Shendi Wang is a Business Leader of Product Development and Innovation at Mastercard. In her ProductTank NYC presentation, she discusses her own personal experiences in product and how they have helped her to discover the types of products she wanted to create.
Shendi’s experiences in product started at American Express, developing prepaid products in a startup environment with their own tech platform. From there, she moved to The Street, a financial news website. Today she leads a brand new group at Mastercard, with a team of only five people.
Experiences in Product
“Product” can be a very broad term. The nice thing about that broadness is that it allows designers and product managers to really focus on the specific products that they want to work on.

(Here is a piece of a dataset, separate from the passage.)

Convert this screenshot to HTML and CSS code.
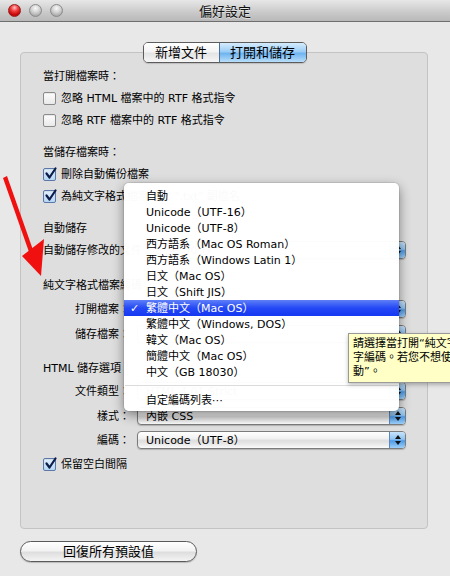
FILE: index.html
```html
<!DOCTYPE html>
<html lang="zh-Hant">
<head>
  <meta charset="UTF-8" />
  <title>偏好設定</title>
  <link rel="stylesheet" href="styles.css">
</head>
<body>
  <div class="window">
    <div class="titlebar">
      <div class="lights">
        <span class="light red"></span>
        <span class="light"></span>
        <span class="light"></span>
      </div>
      <div class="title">偏好設定</div>
      <div></div>
    </div>

    <div class="pane">
      <div class="tabs">
        <span class="tab">新增文件</span>
        <span class="tab on">打開和儲存</span>
      </div>

      <div class="row first">當打開檔案時：</div>
      <div class="row check"><span class="box"></span>忽略 HTML 檔案中的 RTF 格式指令</div>
      <div class="row check"><span class="box"></span>忽略 RTF 檔案中的 RTF 格式指令</div>

      <div class="row section">當儲存檔案時：</div>
      <div class="row check"><span class="box on"><svg viewBox="0 0 13 13"><path d="M2.5 6.5 L5.5 10.5 L11.5 1.5" /></svg></span>刪除自動備份檔案</div>
      <div class="row check"><span class="box on"><svg viewBox="0 0 13 13"><path d="M2.5 6.5 L5.5 10.5 L11.5 1.5" /></svg></span>為純文字格式檔案加上 ".txt" 副檔名</div>

      <div class="row section">自動儲存</div>
      <div class="row inline">
        <span>自動儲存修改的文件：</span>
        <div class="popup"><span class="val">每 30 秒</span><span class="cap"><svg viewBox="0 0 16 16"><path d="M5 7 L8 3 L11 7Z M5 9 L8 13 L11 9Z" /></svg></span></div>
      </div>

      <div class="row section2">純文字格式檔案編碼：</div>
      <div class="field f-open">
        <span class="lbl">打開檔案：</span>
        <div class="popup"><span class="val">繁體中文（Mac OS）</span><span class="cap"><svg viewBox="0 0 16 16"><path d="M5 7 L8 3 L11 7Z M5 9 L8 13 L11 9Z" /></svg></span></div>
      </div>
      <div class="field f-save">
        <span class="lbl">儲存檔案：</span>
        <div class="popup"><span class="val">自動</span><span class="cap"><svg viewBox="0 0 16 16"><path d="M5 7 L8 3 L11 7Z M5 9 L8 13 L11 9Z" /></svg></span></div>
      </div>

      <div class="row section3">HTML 儲存選項</div>
      <div class="field f-type">
        <span class="lbl">文件類型：</span>
        <div class="popup"><span class="val">HTML 4.01 Strict</span><span class="cap"><svg viewBox="0 0 16 16"><path d="M5 7 L8 3 L11 7Z M5 9 L8 13 L11 9Z" /></svg></span></div>
      </div>
      <div class="field f-style">
        <span class="lbl">樣式：</span>
        <div class="popup"><span class="val">內嵌 CSS</span><span class="cap"><svg viewBox="0 0 16 16"><path d="M5 7 L8 3 L11 7Z M5 9 L8 13 L11 9Z" /></svg></span></div>
      </div>
      <div class="field f-enc">
        <span class="lbl">編碼：</span>
        <div class="popup"><span class="val">Unicode（UTF-8）</span><span class="cap"><svg viewBox="0 0 16 16"><path d="M5 7 L8 3 L11 7Z M5 9 L8 13 L11 9Z" /></svg></span></div>
      </div>
      <div class="row check last"><span class="box on"><svg viewBox="0 0 13 13"><path d="M2.5 6.5 L5.5 10.5 L11.5 1.5" /></svg></span>保留空白間隔</div>
    </div>

    <button class="reset">回復所有預設值</button>

    <!-- 打開的編碼選單 -->
    <div class="menu">
      <div class="item">自動</div>
      <div class="item">Unicode（UTF-16）</div>
      <div class="item">Unicode（UTF-8）</div>
      <div class="item">西方語系（Mac OS Roman）</div>
      <div class="item">西方語系（Windows Latin 1）</div>
      <div class="item">日文（Mac OS）</div>
      <div class="item">日文（Shift JIS）</div>
      <div class="item sel"><span class="tick">✓</span>繁體中文（Mac OS）</div>
      <div class="item">繁體中文（Windows, DOS）</div>
      <div class="item">韓文（Mac OS）</div>
      <div class="item">簡體中文（Mac OS）</div>
      <div class="item">中文（GB 18030）</div>
      <div class="sep"></div>
      <div class="item">自定編碼列表⋯</div>
    </div>

    <div class="tip">請選擇當打開“純文字格式”檔案時所使用的文<br>字編碼。若您不想使用特定的編碼，請選擇“自<br>動”。</div>

    <svg class="arrow" viewBox="0 0 60 110" width="60" height="110">
      <path d="M3 6 L7 4 L33 78 L29 80Z" fill="#f01010" />
      <path d="M22 84 L44 67 L41 104Z" fill="#f01010" />
    </svg>
  </div>
</body>
</html>
```

FILE: styles.css
```css
* {
  margin: 0;
  padding: 0;
  box-sizing: border-box;
}
body {
  width: 450px;
  height: 576px;
  overflow: hidden;
  background: #e8e8e8;
}
.window {
  position: relative;
  width: 450px;
  height: 576px;
  overflow: hidden;
  background: #e8e8e8;
  font-family: "DejaVu Sans", "Noto Sans CJK TC", sans-serif;
  font-size: 11px;
  color: #000;
}

/* title bar */
.titlebar {
  display: grid;
  grid-template-columns: 1fr auto 1fr;
  align-items: center;
  height: 22px;
  background: linear-gradient(#e7e7e7, #c9c9c9 60%, #b9b9b9);
  border-bottom: 1px solid #6e6e6e;
}
.lights {
  display: flex;
  gap: 8px;
  padding-left: 8px;
}
.light {
  width: 13px;
  height: 13px;
  border-radius: 50%;
  border: 1px solid #8a8a8a;
  background: radial-gradient(circle at 50% 30%, #fafafa, #d0d0d0 45%, #a8a8a8 80%, #c8c8c8);
}
.light.red {
  border-color: #9a1a1a;
  background: radial-gradient(circle at 50% 25%, #ffc2c2 0, #f04040 35%, #c00000 75%, #e84848);
}
.title {
  font-size: 13px;
  color: #111;
  text-shadow: 0 1px 0 rgba(255,255,255,0.5);
}

/* group box */
.pane {
  margin: 30px 0 0 20px;
  width: 408px;
  padding: 0 21px 55px 22px;
  background: #dedede;
  border: 1px solid #c3c3c3;
  border-radius: 4px;
}
.tabs {
  display: flex;
  width: 164px;
  height: 21px;
  margin: -11px auto 0;
  border: 1px solid #5c5c5c;
  border-radius: 5px;
  overflow: hidden;
  font-size: 13px;
  line-height: 19px;
  box-shadow: 0 1px 1px rgba(0,0,0,0.15);
}
.tab {
  width: 75px;
  text-align: center;
  background: linear-gradient(#ffffff, #f4f4f4 45%, #e4e4e4 55%, #f6f6f6);
}
.tab.on {
  flex: 1;
  border-left: 1px solid #4c6f9a;
  background: linear-gradient(#d6ecfd, #9ccdf7 45%, #6fb4f1 55%, #b8def9);
}

.row {
  height: 18px;
  line-height: 19px;
  margin-top: 4px;
  white-space: nowrap;
}
.row.first { margin-top: 4px; }
.row.section { margin-top: 14px; }
.row.section2 { margin-top: 17px; }
.row.section3 { margin-top: 16px; }
.row.last { margin-top: 6px; }
.check {
  display: flex;
  align-items: center;
}
.box {
  width: 13px;
  height: 13px;
  margin-right: 5px;
  border: 1px solid #8b8b8b;
  border-radius: 2px;
  background: linear-gradient(#fdfdfd, #e9e9e9);
  box-shadow: inset 0 1px 1px rgba(0,0,0,0.08);
}
.box.on {
  border-color: #5a78a8;
  background: linear-gradient(#e4f0fc, #b6d6f5);
}
.box svg {
  display: block;
  width: 13px;
  height: 13px;
  margin: -2px 0 0 0;
  overflow: visible;
}
.box path {
  fill: none;
  stroke: #0d1d4a;
  stroke-width: 2.2;
  stroke-linecap: round;
  stroke-linejoin: round;
}

.inline {
  display: flex;
  gap: 7px;
}
.inline .popup { flex: 1; }

.field {
  display: grid;
  grid-template-columns: 87px 1fr;
  column-gap: 7px;
  height: 18px;
  line-height: 19px;
}
.f-open { margin-top: 6px; }
.f-save { margin-top: 7px; }
.f-type { margin-top: 5px; }
.f-style { margin-top: 7px; }
.f-enc { margin-top: 6px; }
.lbl {
  text-align: right;
  white-space: nowrap;
}

.popup {
  display: flex;
  height: 18px;
  border: 1px solid #7b7b7b;
  border-radius: 4px;
  overflow: hidden;
  background: linear-gradient(#ffffff, #f1f1f1 40%, #dddddd 55%, #ececec 80%, #fbfbfb);
  box-shadow: 0 1px 1px rgba(0,0,0,0.2);
}
.popup .val {
  flex: 1;
  padding-left: 8px;
  line-height: 17px;
  white-space: nowrap;
  overflow: hidden;
}
.popup .cap {
  width: 16px;
  border-left: 1px solid #5f86b8;
  background: linear-gradient(#c8e3fb, #8ec4f3 45%, #4d9ae8 55%, #9ed0f8);
}
.cap svg {
  display: block;
  width: 16px;
  height: 16px;
}
.cap path { fill: #111; }

.reset {
  display: block;
  margin: 12px 0 0 20px;
  width: 177px;
  height: 21px;
  border: 1px solid #5a5a5a;
  border-radius: 11px;
  background: linear-gradient(#ffffff, #f3f3f3 45%, #dedede 55%, #f4f4f4);
  font-family: "DejaVu Sans", "Noto Sans CJK TC", sans-serif;
  font-size: 13px;
  line-height: 19px;
  color: #000;
  box-shadow: 0 1px 1px rgba(0,0,0,0.2);
}

/* open popup menu */
.menu {
  position: absolute;
  left: 124px;
  top: 183px;
  width: 275px;
  height: 228px;
  padding-top: 5px;
  background: rgba(255,255,255,0.98);
  border-radius: 5px;
  box-shadow: 0 4px 12px rgba(0,0,0,0.45), 0 0 0 1px rgba(0,0,0,0.08);
}
.item {
  position: relative;
  height: 16px;
  line-height: 17px;
  padding-left: 22px;
  white-space: nowrap;
}
.item.sel {
  color: #fff;
  background: linear-gradient(#5f7ff7, #2448f5 50%, #1538f2);
}
.tick {
  position: absolute;
  left: 6px;
  font-weight: bold;
}
.sep {
  height: 12px;
  margin: 0 1px;
  background: linear-gradient(transparent 5px, #dcdcdc 5px, #dcdcdc 6px, transparent 6px);
}

/* tooltip */
.tip {
  position: absolute;
  left: 348px;
  top: 333px;
  width: 220px;
  height: 50px;
  padding: 3px 4px;
  background: #ffffc6;
  border: 1px solid #9a9a9a;
  line-height: 14px;
  white-space: nowrap;
  box-shadow: 0 2px 4px rgba(0,0,0,0.25);
}

.arrow {
  position: absolute;
  left: 0;
  top: 172px;
}
```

That is what Shendi was able to do. Before she did that, however, she had to consider a few different factors.
She first looks at product from one of two perspectives; product development and product management. Some companies have both of these roles on the same team, and both will see the product through its entire life cycle. Other companies, however, separate the roles, so once the product is developed, the product manager then takes over.
Next, Shendi asks herself if she is working closer to business or closer to tech. The answer to this question will vary company to company, and it is also somewhat dictated by your background.

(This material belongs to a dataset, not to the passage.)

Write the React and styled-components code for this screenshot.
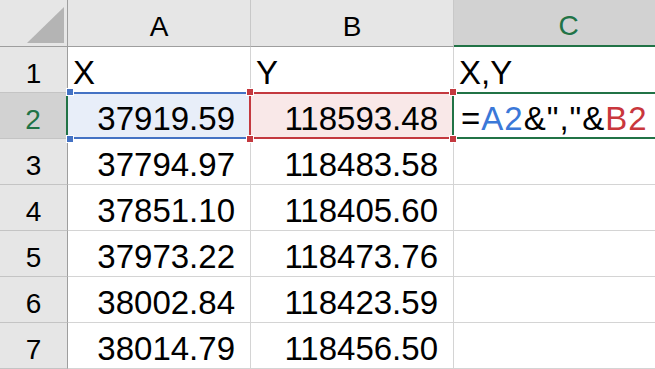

Shendi uses these two questions to decide what products and companies she wants to work with. Another factor she takes account for is where the product is in its life cycle. If the product is pre-launch, her role will be closer to product development and tech heavy. If it is post-launch, her role will be closer to product management and business heavy.
How does the industry affect the product management role? When Shendi worked at American Express, they developed prepaid products and worked with a lot of large partners like Walmart and Target. Because of those huge partnerships, she worked with the 40 different scrum teams that developed the products and she also had an intimate knowledge of the product features.
Conversely, when she worked for The Street, she did not work as closely with tech teams, and instead worked from more of a business perspective.
At Mastercard, her role is more holistic. Because they are developing a brand new product, rather than improving or altering an existing one, she has to work closely with both development and management, as well as business and tech.
Find your preferred spot
What Shendi discovered through all of her experiences in product was where she preferred to work. She prefers the development side, being able to see a product throughout its entire life cycle. She also likes working with stakeholders and dealing with legal issues. She likes to understand the tech side to a certain degree as well, without actually doing the coding. She also likes some aspects of the business side, such as negotiating agreements and setting market goals.
Each person will have different preferences and goals, and working on a lot of different products will help you figure out exactly which career focus is right for you.